A lot is going on in the quantum computing space.
Companies already sell quantum computers and access to them
There’s huge interest from institutional investors
The respective stocks have grown 10x over the past year
And the technology is still light years away from saturation.
How do I know?
There are two main challenges quantum computing is frantically trying to solve.
More qubits add complexity
A quantum computer is not a typical PC with a system block, a monitor, and a keyboard. It’s more like a fancy lab experiment.
Quantum computers rely on the superposition principle from quantum mechanics. Their qubits exist in states 0 and 1 at the same time.
The qubits can sense each other. The state of one depends on the states of those around it. And when you increase the number of qubits, the computer’s total number of states grows exponentially.
Because qubits can perform calculations in parallel, quantum computers are faster than classical computers. It’s like solving a jigsaw puzzle where every piece finds its place simultaneously, not one after the other.
This concept was proven in a recent experiment by the company D-Wave Quantum. It assembled 4,800 qubits on a wafer and ran mathematical simulations of a complex magnetic material.
Qubits were essentially tiny loops of superconducting wire. 0s and 1s correspond to the opposite current directions in the wires.
D-Wave’s quantum computer did in minutes what would’ve taken the most powerful classical computer a million years.
That quantum computers are incomparably faster is one perk. Another is they need way way way less energy for those complex tasks (think of how much energy a classical computer will consume in a million years).
D-Wave’s quantum computers are available via the cloud in more than forty countries at this time. The technology is already there.
But it’s not all breeze, peeps.
Universal quantum computers don’t exist. The currently available technological masterpieces are good for specific tasks in finance, manufacturing, and drug discovery.
Moreover, scaling up is a problem.
You want to use as many qubits as possible for maximum efficiency.

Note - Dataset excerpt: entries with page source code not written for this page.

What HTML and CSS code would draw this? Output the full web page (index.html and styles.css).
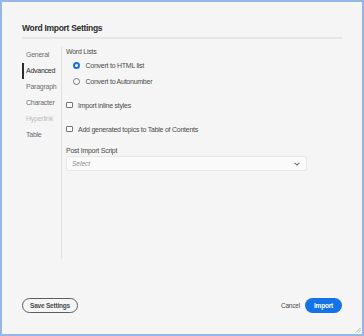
FILE: index.html
```html
<!DOCTYPE html>
<html lang="en">
<head>
    <meta charset="UTF-8">
    <meta name="viewport" content="width=device-width, initial-scale=1.0">
    <title>Word Import Settings</title>
    <link rel="stylesheet" href="styles.css">
</head>
<body>
    <div class="dialog">
        <div class="dialog-header">
            <h1>Word Import Settings</h1>
        </div>
        <div class="dialog-main">
            <nav class="side-nav">
                <a href="#">General</a>
                <a href="#" class="active">Advanced</a>
                <a href="#">Paragraph</a>
                <a href="#">Character</a>
                <a href="#" class="disabled">Hyperlink</a>
                <a href="#">Table</a>
            </nav>
            <div class="content">
                <div class="field-label">Word Lists</div>
                <div class="radio-group">
                    <label class="option">
                        <input type="radio" name="lists" checked>
                        <span>Convert to HTML list</span>
                    </label>
                    <label class="option">
                        <input type="radio" name="lists">
                        <span>Convert to Autonumber</span>
                    </label>
                </div>
                <label class="option check">
                    <input type="checkbox">
                    <span>Import inline styles</span>
                </label>
                <label class="option check">
                    <input type="checkbox">
                    <span>Add generated topics to Table of Contents</span>
                </label>
                <div class="field-label script-label">Post Import Script</div>
                <div class="select">
                    <span class="placeholder">Select</span>
                    <svg width="6" height="4" viewBox="0 0 6 4">
                        <path d="M0.6 0.8 L3 3.1 L5.4 0.8" fill="none" stroke="#6e6e6e" stroke-width="1.1"/>
                    </svg>
                </div>
            </div>
        </div>
        <div class="dialog-footer">
            <button class="btn-outline">Save Settings</button>
            <div class="footer-right">
                <button class="btn-quiet">Cancel</button>
                <button class="btn-primary">Import</button>
            </div>
        </div>
        <svg class="grip" width="6" height="6" viewBox="0 0 6 6">
            <path d="M5.5 1 L1 5.5 M5.5 3.5 L3.5 5.5" stroke="#a0a0a0" stroke-width="0.8"/>
        </svg>
    </div>
</body>
</html>
```

FILE: styles.css
```css
* {
    margin: 0;
    padding: 0;
    box-sizing: border-box;
    font-family: "Liberation Sans", Arial, sans-serif;
}

body {
    background-color: #f5f5f5;
}

.dialog {
    position: relative;
    height: 100vh;
    display: flex;
    flex-direction: column;
    background-color: #f5f5f5;
    border: 2px solid #94b7e4;
    padding: 0 20px 21px 20px;
}

.dialog-header {
    padding-top: 20px;
    padding-bottom: 3px;
    border-bottom: 2px solid #e6e6e6;
}

.dialog-header h1 {
    font-size: 8.5px;
    line-height: 12px;
    font-weight: bold;
    letter-spacing: -0.3px;
    color: #2c2c2c;
}

.dialog-main {
    display: flex;
    margin-top: 8px;
    height: 212px;
}

.side-nav {
    width: 39px;
    display: flex;
    flex-direction: column;
}

.side-nav a {
    display: block;
    height: 16px;
    line-height: 16px;
    padding-left: 2px;
    border-left: 2px solid transparent;
    font-size: 7px;
    letter-spacing: -0.25px;
    color: #6e6e6e;
    text-decoration: none;
}

.side-nav a.active {
    border-left-color: #2c2c2c;
    color: #2c2c2c;
}

.side-nav a.disabled {
    color: #bcbcbc;
}

.content {
    flex-grow: 1;
    border-left: 1px solid #e1e1e1;
    padding-left: 4px;
}

.field-label {
    font-size: 7px;
    line-height: 10px;
    letter-spacing: -0.25px;
    color: #4b4b4b;
}

.radio-group {
    padding-left: 7px;
}

.option {
    display: flex;
    align-items: center;
    height: 16px;
    font-size: 7px;
    letter-spacing: -0.25px;
    color: #4b4b4b;
}

.option input {
    appearance: none;
    -webkit-appearance: none;
    width: 7px;
    height: 7px;
    margin-right: 5.5px;
    background-color: #fff;
    border: 1px solid #747474;
    flex-shrink: 0;
}

.option input[type="radio"] {
    border-radius: 50%;
}

.option input[type="radio"]:checked {
    border: 2px solid #1473e6;
}

.option.check {
    margin-top: 8px;
}

.option.check input {
    width: 6.5px;
    height: 6.5px;
    border-radius: 1px;
}

.script-label {
    margin-top: 9px;
}

.select {
    width: 241px;
    height: 15px;
    display: flex;
    align-items: center;
    justify-content: space-between;
    padding: 0 6px 0 5px;
    background-color: #fafafa;
    border: 1px solid #e8e8e8;
    border-radius: 2px;
}

.select .placeholder {
    font-size: 6.5px;
    font-style: italic;
    color: #8e8e8e;
}

.dialog-footer {
    margin-top: auto;
    display: flex;
    justify-content: space-between;
    align-items: center;
}

.footer-right {
    display: flex;
    align-items: center;
}

button {
    height: 15px;
    border: none;
    background: none;
    font-size: 6.5px;
    letter-spacing: -0.2px;
    cursor: pointer;
}

.btn-outline {
    padding: 0 7px;
    border: 1px solid #5c5c5c;
    border-radius: 8px;
    font-weight: bold;
    color: #4b4b4b;
}

.btn-quiet {
    padding: 0 5px;
    color: #4b4b4b;
}

.btn-primary {
    width: 37px;
    border-radius: 8px;
    background-color: #1473e6;
    color: white;
    font-weight: bold;
}

.grip {
    position: absolute;
    right: 1px;
    bottom: 1px;
}
```
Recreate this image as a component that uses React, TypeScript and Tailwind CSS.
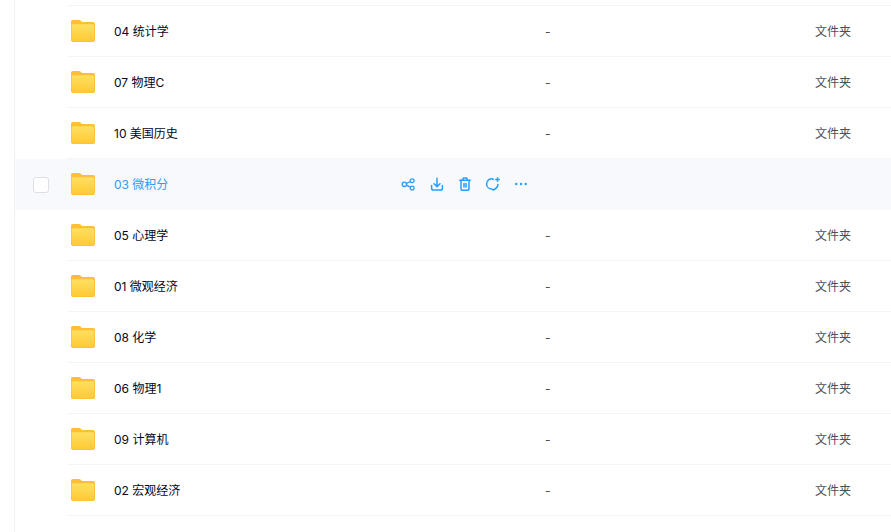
import React from "react";

const rows = [
    {name: "04 统计学"},
    {name: "07 物理C"},
    {name: "10 美国历史"},
    {name: "03 微积分", hover: true},
    {name: "05 心理学"},
    {name: "01 微观经济"},
    {name: "08 化学"},
    {name: "06 物理1"},
    {name: "09 计算机"},
    {name: "02 宏观经济"},
];

const FolderIcon = () => (
    <svg width="24" height="22" viewBox="0 0 24 22" className="shrink-0">
        <defs>
            <linearGradient id="folderFront" x1="0" y1="0" x2="0" y2="1">
                <stop offset="0" stopColor="#ffe060" />
                <stop offset="1" stopColor="#ffca34" />
            </linearGradient>
        </defs>
        <path
            d="M1.800 0h6c.8 0 1.400.3 2 .8L11 2h11c1.100 0 2 .9 2 2v16c0 1.100-.9 2-2 2H2c-1.100 0-2-.9-2-2V1.800C0 .8.800 0 1.800 0z"
            fill="#ffbe35"
        />
        <path
            d="M.7 6c0-1 .8-1.800 1.800-1.800h19c1 0 1.800.8 1.800 1.800v13.400c0 1-.8 1.800-1.800 1.800h-19c-1 0-1.800-.8-1.800-1.800z"
            fill="url(#folderFront)"
        />
    </svg>
);

const HoverActions = () => (
    <div className="ml-[1px] flex items-center gap-[12px] text-[#2a9dff]">
        <svg width="16" height="16" viewBox="0 0 16 16" fill="none" stroke="currentColor" strokeWidth="1.300">
            <circle cx="3.400" cy="8.300" r="2.200" />
            <circle cx="11.200" cy="4.700" r="1.900" />
            <circle cx="11.200" cy="12" r="1.900" />
            <path d="M5.400 7.400l4.100-1.900M5.400 9.200l4.100 2" />
        </svg>
        <svg width="16" height="16" viewBox="0 0 16 16" fill="none" stroke="currentColor" strokeWidth="1.500" strokeLinecap="round" strokeLinejoin="round">
            <path d="M8 2.200v8.300M5 7.700l3 2.900 3-2.900" />
            <path d="M2.600 9.500v2.700c0 1 .8 1.800 1.800 1.800h7.200c1 0 1.800-.8 1.800-1.800V9.500" />
        </svg>
        <svg width="16" height="16" viewBox="0 0 16 16" fill="none" stroke="currentColor" strokeWidth="1.500" strokeLinecap="round" strokeLinejoin="round">
            <path d="M2.800 4.200h10.400M6 4.100V2.700a.7.7 0 0 1 .7-.7h2.600a.7.7 0 0 1 .7.7v1.400" />
            <path d="M4 4.300v8.200c0 1 .8 1.800 1.800 1.800h4.400c1 0 1.800-.8 1.800-1.800V4.300" />
            <path d="M7 7.500v3.500M9 7.500v3.500" />
        </svg>
        <svg width="16" height="16" viewBox="0 0 16 16" fill="none" stroke="currentColor" strokeWidth="1.500" strokeLinecap="round" strokeLinejoin="round">
            <path d="M8.300 3.200A5 5 0 0 0 1.600 8.200c0 2.600 2.300 4.600 5.200 4.800l1.200 1c2.700-1 4.700-3 5-5.600" />
            <path d="M12.500 1.900v3.400M10.800 3.600h3.400" />
        </svg>
        <svg width="16" height="16" viewBox="0 0 16 16" fill="currentColor">
            <circle cx="3.300" cy="8" r="1.200" />
            <circle cx="8" cy="8" r="1.200" />
            <circle cx="12.700" cy="8" r="1.200" />
        </svg>
    </div>
);

const App: React.FC = () => {
    return (
        <div className="w-[891px] h-[532px] overflow-hidden bg-white flex text-[12px] font-['Inter','Noto_Sans_CJK_SC',sans-serif]">
            {/* Left edge of the list panel */}
            <div className="w-[15px] h-full border-r border-[#f1f2f4] shrink-0" />

            <div className="flex-1 flex flex-col">
                <div className="h-[6px] ml-[52px] border-b border-[#f5f5f6] shrink-0" />
                {rows.map((row) => (
                    <div
                        key={row.name}
                        className={`h-[51px] shrink-0 flex items-center ${row.hover ? "bg-[#f7f9fc]" : ""}`}
                    >
                        <div className="w-[52px] shrink-0 pl-[18px]">
                            {row.hover && (
                                <div className="w-[16px] h-[16px] rounded-[3px] bg-white border border-[#dcdfe6]" />
                            )}
                        </div>
                        <div
                            className={`h-full flex-1 flex items-center pl-[4px] border-b ${
                                row.hover ? "border-transparent" : "border-[#f5f5f6]"
                            }`}
                        >
                            <FolderIcon />
                            <div
                                className={`w-[305px] shrink-0 pl-[19px] pt-[1px] ${
                                    row.hover ? "text-[#2a9dff]" : "text-[#03081a]"
                                }`}
                            >
                                {row.name}
                            </div>
                            {row.hover ? (
                                <HoverActions />
                            ) : (
                                <>
                                    <div className="w-[415px] shrink-0 pl-[145px] pt-[1px] text-[#4b4f59]">-</div>
                                    <div className="pt-[1px] text-[#4b4f59]">文件夹</div>
                                </>
                            )}
                        </div>
                    </div>
                ))}
            </div>
        </div>
    );
};

export default App;
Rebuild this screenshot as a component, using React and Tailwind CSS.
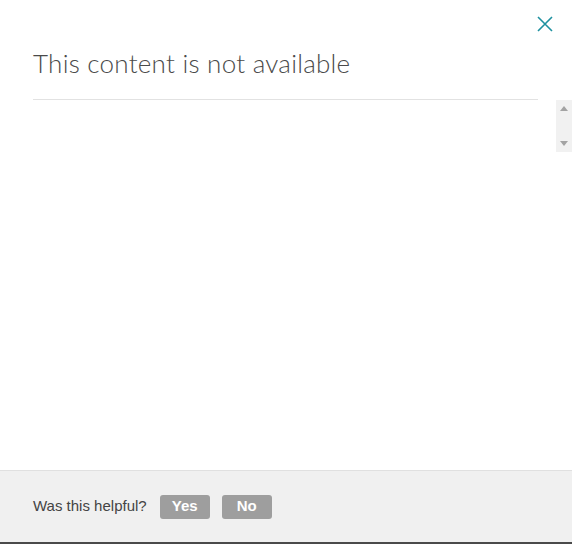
import React from "react";

const CloseIcon = () => (
  <svg width="16" height="16" viewBox="0 0 16 16" fill="none">
    <path d="M1 1L15 15M15 1L1 15" stroke="#1e91a0" strokeWidth="1.6" />
  </svg>
);

const ScrollStub = () => (
  <div className="w-4 h-[52px] bg-[#f1f1f1] flex flex-col items-center justify-between py-[6px]">
    <svg width="8" height="5" viewBox="0 0 8 5">
      <path d="M0 5L4 0L8 5Z" fill="#a3a3a3" />
    </svg>
    <svg width="8" height="5" viewBox="0 0 8 5">
      <path d="M0 0L8 0L4 5Z" fill="#a3a3a3" />
    </svg>
  </div>
);

const App = () => {
  return (
    <div className="w-[572px] h-[544px] flex flex-col bg-white font-['Liberation_Sans',Arial,sans-serif]">
      <div className="relative flex-1">
        <button className="absolute right-[19px] top-[16px] p-0 leading-none">
          <CloseIcon />
        </button>
        <h1 className="pt-[47px] px-[33px] text-[26px] leading-[32px] font-light text-[#4a4a4a] font-['Lato','Noto_Sans',sans-serif] tracking-[0.25px]">
          This content is not available
        </h1>
        <div className="mt-[20px] ml-[33px] mr-[34px] h-px bg-[#e2e2e2]" />
        <div className="flex justify-end">
          <ScrollStub />
        </div>
      </div>

      <div className="h-[74px] bg-[#f0f0f0] border-t border-[#e0e0e0] border-b-2 border-b-[#4a4a4a] flex items-center px-[33px]">
        <span className="text-[15px] text-[#444]">Was this helpful?</span>
        <button className="ml-[13px] w-[50px] h-[24px] rounded-[3px] bg-[#9e9e9e] text-white text-[15px] font-bold">
          Yes
        </button>
        <button className="ml-[12px] w-[50px] h-[24px] rounded-[3px] bg-[#9e9e9e] text-white text-[15px] font-bold">
          No
        </button>
      </div>
    </div>
  );
};

export default App;
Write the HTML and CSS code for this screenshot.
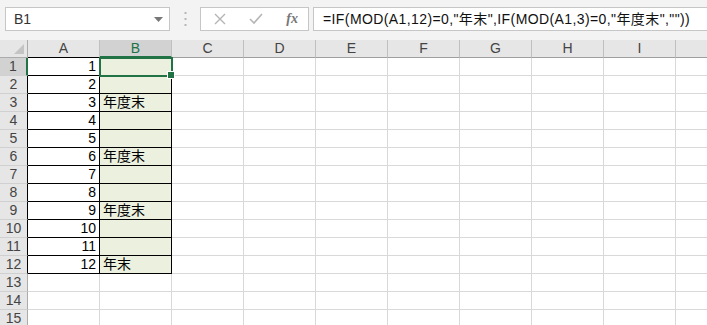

But as the number of qubits increases, the computers get increasingly complex.
D-Wave’s chips operate at almost -273 degrees Celsius. You can’t simply place more qubits on the wafer.
You need to keep the connectivity among the qubits.
A second major problem is keeping the extreme cooling stable, which limits the thermal flow affecting qubit readouts.
Plus you need a device called a dilution refrigerator to cool down the qubits in the first place. It costs a million bucks. Only state-of-the-art research labs can afford it.
The company IonQ uses ions trapped in vacuum chambers. It shines light on those ions to ease them into the states that correspond to 0 and 1. This happens close to room temperature.
The qubits are the ions themselves. Individual ions seem an even better choice for qubits than D-Wave’s superconducting wires. You don’t need to “manufacture” them. The ions are all identical and much smaller. That should make them more reliable and easier to control.
In theory.
Because the more ions you add to the chamber, the harder it gets to have them under control. IonQ is grappling with the same problem as D-Wave Quantum.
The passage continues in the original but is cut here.